It is known that conventional treatment methods of cancer are accompanied by toxic side effects. This is particularly true of chemotherapy in which chemicals injected into the body are not confined to the tumors alone but attack healthy tissues and vital organs thereby impacting normal bodily functions.
Scientists at the University of Missouri have devised a new treatment for prostate cancer involving gold nanoparticles and a compound found in tea leaves where doses thousand times smaller than that employed in chemotherapy are used.
Kattesh Katti, professor of radiology and physics in the School of Medicine and the College of Arts and Science along with fellow researcher at the MU Research Reactor, Cathy Cutler, found that a particular compound in tea was attracted to cancerous cells in the prostate. They used the compound as a vehicle to carry radioactive gold nanoparticles to the site of the tumor.
Current treatment methods are effective only against slow-growing prostate cancers. The size of the radioactive particles injected in chemotherapy is too small to treat aggressive versions of the disease which in most cases spreads to other areas of the body.

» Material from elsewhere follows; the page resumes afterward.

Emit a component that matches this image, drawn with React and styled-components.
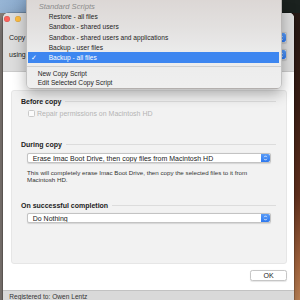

The team used gold nanoparticles that were of correct size to ensure that the particles remained at the site of the tumor. As opposed to hundreds of injections required in chemotherapy, the team needed just one or two injections.
Since the half-life of radioactive gold nanoparticles is only 2.7 days, the radioactivity is expected to decay within three weeks.
The highly effective nanoparticles are expected to reduce tumor volume significantly within four weeks of treatment.
The team conducted their experiments on mice. Before the trials are conducted on humans, the scientists will study the treatment in dogs suffering from prostate cancer as the disease in canines is very close in form to that in humans.